== Exercise instructions ==
Transcribe the whole listing without a single picture.
════════════════
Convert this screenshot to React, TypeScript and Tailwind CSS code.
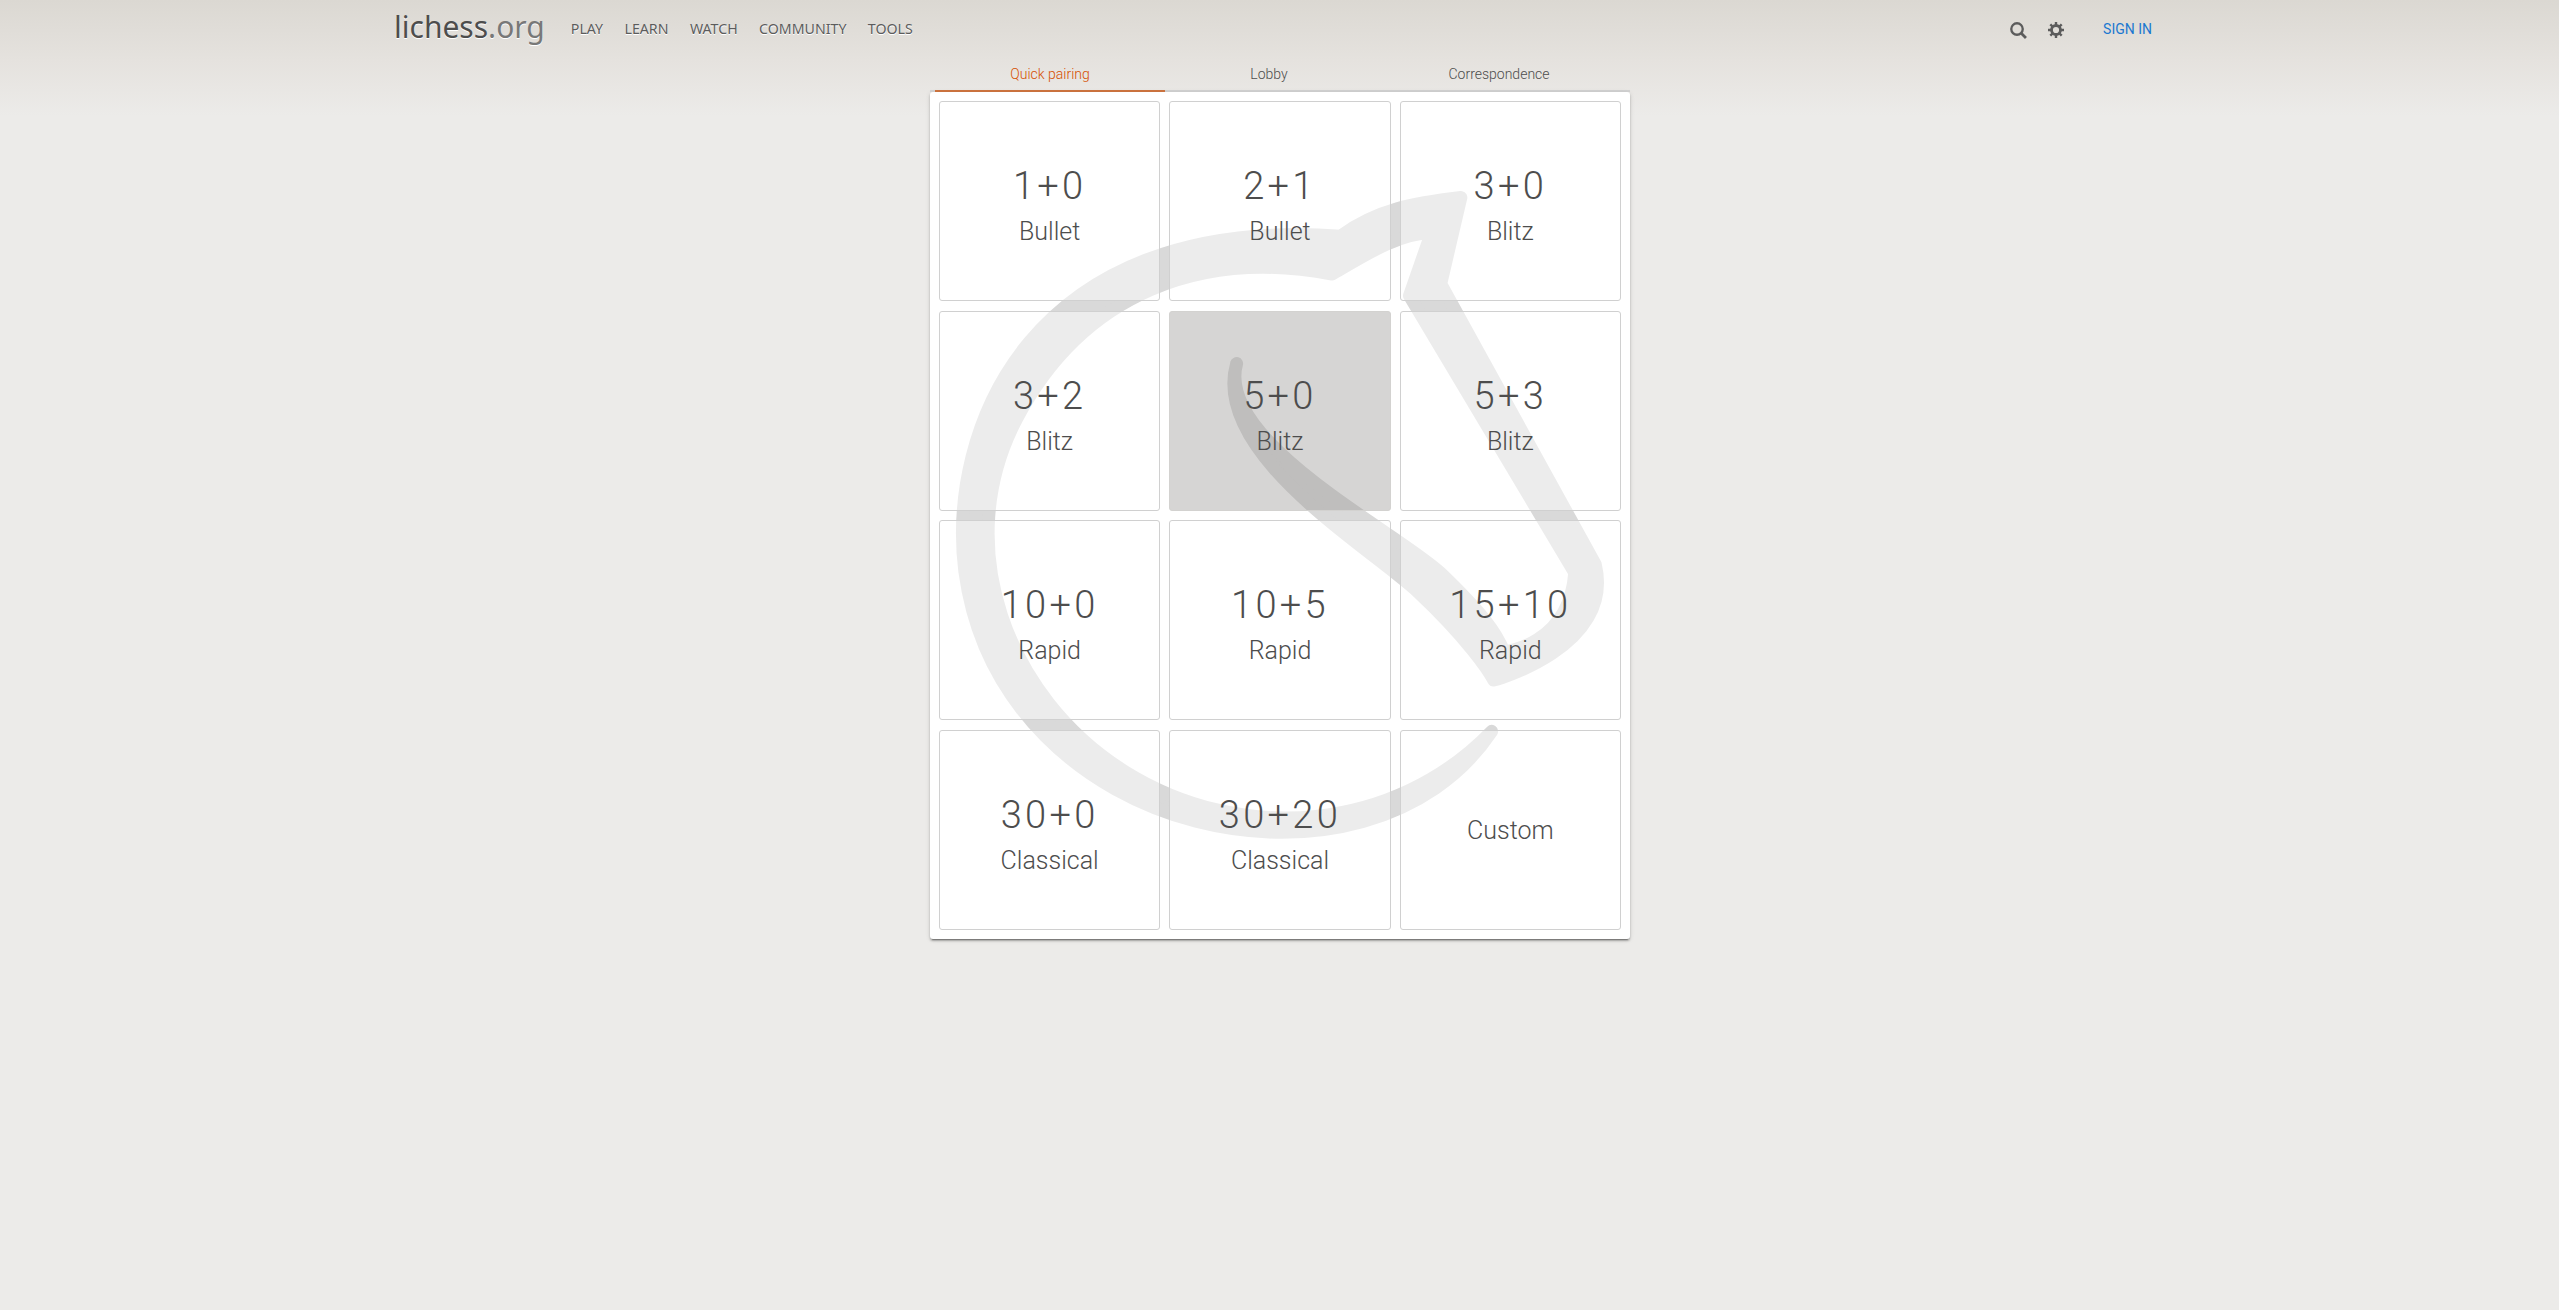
const KNIGHT =
  'M38.956.5c-3.53.418-6.452.902-9.286 2.984C5.534 1.786-.692 18.533.68 29.364 3.493 50.214 31.918 55.785 41.329 41.7c-7.444 7.696-19.276 8.752-28.323 3.084C3.959 39.116-.506 27.392 4.683 17.567 9.873 7.742 18.996 4.535 29.03 6.405c2.43-1.418 5.225-3.22 7.655-3.187l-1.694 4.86 12.752 21.37c-.439 5.654-5.459 6.112-5.459 6.112-.574-1.47-1.634-2.942-4.842-6.036-3.207-3.094-17.465-10.177-15.788-16.207-2.001 6.967 10.311 14.152 14.04 17.663 3.73 3.51 5.426 6.04 5.795 6.756 0 0 9.392-2.504 7.838-8.927L37.4 7.171z';

const NAV = ['Play', 'Learn', 'Watch', 'Community', 'Tools'];

const POOLS = [
  { clock: '1+0', perf: 'Bullet' },
  { clock: '2+1', perf: 'Bullet' },
  { clock: '3+0', perf: 'Blitz' },
  { clock: '3+2', perf: 'Blitz' },
  { clock: '5+0', perf: 'Blitz' },
  { clock: '5+3', perf: 'Blitz' },
  { clock: '10+0', perf: 'Rapid' },
  { clock: '10+5', perf: 'Rapid' },
  { clock: '15+10', perf: 'Rapid' },
  { clock: '30+0', perf: 'Classical' },
  { clock: '30+20', perf: 'Classical' },
];

const HOVERED = '5+0';

function SearchIcon() {
  return (
    <svg viewBox="0 0 16 16" className="size-[17px]" fill="none" stroke="currentColor">
      <circle cx="6.6" cy="6.6" r="5.4" strokeWidth="2.2" />
      <path d="M10.6 10.6l4.4 4.4" strokeWidth="2.6" />
    </svg>
  );
}

function GearIcon() {
  return (
    <svg viewBox="-8 -8 16 16" className="size-4" fill="none" stroke="currentColor">
      <circle r="4.5" strokeWidth="2.8" />
      <path
        strokeWidth="2.4"
        d="M0-5V-8M0 5V8M-5 0H-8M5 0H8M-3.5-3.5L-5.7-5.7M3.5-3.5L5.7-5.7M-3.5 3.5L-5.7 5.7M3.5 3.5L5.7 5.7"
      />
    </svg>
  );
}

function Header() {
  return (
    <header className="mx-auto flex h-[60px] w-[1771px] items-center pb-1 text-[#5c5c5c] [text-shadow:0_1px_0_#fff]">
      <a className="pb-[2px] text-[30px] leading-none text-[#4d4d4d]">
        lichess<span className="text-[#787878]">.org</span>
      </a>
      <nav className="ml-[26px] flex gap-[21.4px] pt-px text-[14.2px] uppercase">
        {NAV.map((item) => (
          <a key={item}>{item}</a>
        ))}
      </nav>
      <div className="ml-auto flex items-center pt-1 pr-[13px]">
        <SearchIcon />
        <span className="ml-[21px]">
          <GearIcon />
        </span>
        <a className="ml-[39px] pb-[2px] font-[Roboto] text-sm text-[#1b78d0] uppercase [text-shadow:none]">Sign in</a>
      </div>
    </header>
  );
}

function Tabs() {
  return (
    <div className="grid h-8 grid-cols-[230px_208px_252px] border-b-2 border-[#d3d3d3] px-[5px] text-center text-sm font-light text-[#4d4d4d]">
      <span className="h-8 border-b-2 border-[#d07540] pt-1 text-[#d64f00]">Quick pairing</span>
      <span className="pt-1">Lobby</span>
      <span className="pt-1">Correspondence</span>
    </div>
  );
}

function Pools() {
  return (
    <div className="relative h-[847px] rounded-[3px] bg-white shadow-[0_2px_2px_0_rgba(0,0,0,0.24),0_3px_1px_-2px_rgba(0,0,0,0.3),0_1px_5px_0_rgba(0,0,0,0.12)]">
      <svg
        viewBox="0 0 50 50"
        className="absolute top-[99.3px] left-[26px] size-[648px] overflow-visible"
        fill="#d9d9d9"
        stroke="#d9d9d9"
        strokeLinejoin="round"
      >
        <path d={KNIGHT} />
      </svg>
      <div className="relative grid h-full grid-cols-3 grid-rows-4 gap-x-[9px] gap-y-[9.33px] px-[9px] py-[9.33px]">
        {POOLS.map(({ clock, perf }) => (
          <div
            key={clock}
            className={
              'flex flex-col items-center justify-center rounded-[3px] border ' +
              (clock === HOVERED ? 'border-[#d3d2d0] bg-[rgba(152,150,147,0.4)]' : 'border-[#d0d0d0] bg-white/50')
            }
          >
            <span className="mt-4 text-[38px] leading-[45px] tracking-[3.3px]">{clock}</span>
            <span className="text-[25px] leading-[45px]">{perf}</span>
          </div>
        ))}
        <div className="flex items-center justify-center rounded-[3px] border border-[#d0d0d0] bg-white/50 pt-0.5 text-[25px]">
          Custom
        </div>
      </div>
    </div>
  );
}

export default function App() {
  return (
    <div className="min-h-[1310px] bg-[#ecebe9] bg-[linear-gradient(to_bottom,#dbd8d2,#e5e2de_60px,#ecebe9_116px)] bg-no-repeat font-['Noto_Sans',sans-serif]">
      <Header />
      <main className="ml-[930px] w-[700px] font-[Roboto,sans-serif] font-light text-[#4d4d4d]">
        <Tabs />
        <Pools />
      </main>
    </div>
  );
}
════════════════
== Finished task ==
Convert this screenshot to React, TypeScript and Tailwind CSS code.
const KNIGHT =
  'M38.956.5c-3.53.418-6.452.902-9.286 2.984C5.534 1.786-.692 18.533.68 29.364 3.493 50.214 31.918 55.785 41.329 41.7c-7.444 7.696-19.276 8.752-28.323 3.084C3.959 39.116-.506 27.392 4.683 17.567 9.873 7.742 18.996 4.535 29.03 6.405c2.43-1.418 5.225-3.22 7.655-3.187l-1.694 4.86 12.752 21.37c-.439 5.654-5.459 6.112-5.459 6.112-.574-1.47-1.634-2.942-4.842-6.036-3.207-3.094-17.465-10.177-15.788-16.207-2.001 6.967 10.311 14.152 14.04 17.663 3.73 3.51 5.426 6.04 5.795 6.756 0 0 9.392-2.504 7.838-8.927L37.4 7.171z';

const NAV = ['Play', 'Learn', 'Watch', 'Community', 'Tools'];

const POOLS = [
  { clock: '1+0', perf: 'Bullet' },
  { clock: '2+1', perf: 'Bullet' },
  { clock: '3+0', perf: 'Blitz' },
  { clock: '3+2', perf: 'Blitz' },
  { clock: '5+0', perf: 'Blitz' },
  { clock: '5+3', perf: 'Blitz' },
  { clock: '10+0', perf: 'Rapid' },
  { clock: '10+5', perf: 'Rapid' },
  { clock: '15+10', perf: 'Rapid' },
  { clock: '30+0', perf: 'Classical' },
  { clock: '30+20', perf: 'Classical' },
];

const HOVERED = '5+0';

function SearchIcon() {
  return (
    <svg viewBox="0 0 16 16" className="size-[17px]" fill="none" stroke="currentColor">
      <circle cx="6.6" cy="6.6" r="5.4" strokeWidth="2.2" />
      <path d="M10.6 10.6l4.4 4.4" strokeWidth="2.6" />
    </svg>
  );
}

function GearIcon() {
  return (
    <svg viewBox="-8 -8 16 16" className="size-4" fill="none" stroke="currentColor">
      <circle r="4.5" strokeWidth="2.8" />
      <path
        strokeWidth="2.4"
        d="M0-5V-8M0 5V8M-5 0H-8M5 0H8M-3.5-3.5L-5.7-5.7M3.5-3.5L5.7-5.7M-3.5 3.5L-5.7 5.7M3.5 3.5L5.7 5.7"
      />
    </svg>
  );
}

function Header() {
  return (
    <header className="mx-auto flex h-[60px] w-[1771px] items-center pb-1 text-[#5c5c5c] [text-shadow:0_1px_0_#fff]">
      <a className="pb-[2px] text-[30px] leading-none text-[#4d4d4d]">
        lichess<span className="text-[#787878]">.org</span>
      </a>
      <nav className="ml-[26px] flex gap-[21.4px] pt-px text-[14.2px] uppercase">
        {NAV.map((item) => (
          <a key={item}>{item}</a>
        ))}
      </nav>
      <div className="ml-auto flex items-center pt-1 pr-[13px]">
        <SearchIcon />
        <span className="ml-[21px]">
          <GearIcon />
        </span>
        <a className="ml-[39px] pb-[2px] font-[Roboto] text-sm text-[#1b78d0] uppercase [text-shadow:none]">Sign in</a>
      </div>
    </header>
  );
}

function Tabs() {
  return (
    <div className="grid h-8 grid-cols-[230px_208px_252px] border-b-2 border-[#d3d3d3] px-[5px] text-center text-sm font-light text-[#4d4d4d]">
      <span className="h-8 border-b-2 border-[#d07540] pt-1 text-[#d64f00]">Quick pairing</span>
      <span className="pt-1">Lobby</span>
      <span className="pt-1">Correspondence</span>
    </div>
  );
}

function Pools() {
  return (
    <div className="relative h-[847px] rounded-[3px] bg-white shadow-[0_2px_2px_0_rgba(0,0,0,0.24),0_3px_1px_-2px_rgba(0,0,0,0.3),0_1px_5px_0_rgba(0,0,0,0.12)]">
      <svg
        viewBox="0 0 50 50"
        className="absolute top-[99.3px] left-[26px] size-[648px] overflow-visible"
        fill="#d9d9d9"
        stroke="#d9d9d9"
        strokeLinejoin="round"
      >
        <path d={KNIGHT} />
      </svg>
      <div className="relative grid h-full grid-cols-3 grid-rows-4 gap-x-[9px] gap-y-[9.33px] px-[9px] py-[9.33px]">
        {POOLS.map(({ clock, perf }) => (
          <div
            key={clock}
            className={
              'flex flex-col items-center justify-center rounded-[3px] border ' +
              (clock === HOVERED ? 'border-[#d3d2d0] bg-[rgba(152,150,147,0.4)]' : 'border-[#d0d0d0] bg-white/50')
            }
          >
            <span className="mt-4 text-[38px] leading-[45px] tracking-[3.3px]">{clock}</span>
            <span className="text-[25px] leading-[45px]">{perf}</span>
          </div>
        ))}
        <div className="flex items-center justify-center rounded-[3px] border border-[#d0d0d0] bg-white/50 pt-0.5 text-[25px]">
          Custom
        </div>
      </div>
    </div>
  );
}

export default function App() {
  return (
    <div className="min-h-[1310px] bg-[#ecebe9] bg-[linear-gradient(to_bottom,#dbd8d2,#e5e2de_60px,#ecebe9_116px)] bg-no-repeat font-['Noto_Sans',sans-serif]">
      <Header />
      <main className="ml-[930px] w-[700px] font-[Roboto,sans-serif] font-light text-[#4d4d4d]">
        <Tabs />
        <Pools />
      </main>
    </div>
  );
}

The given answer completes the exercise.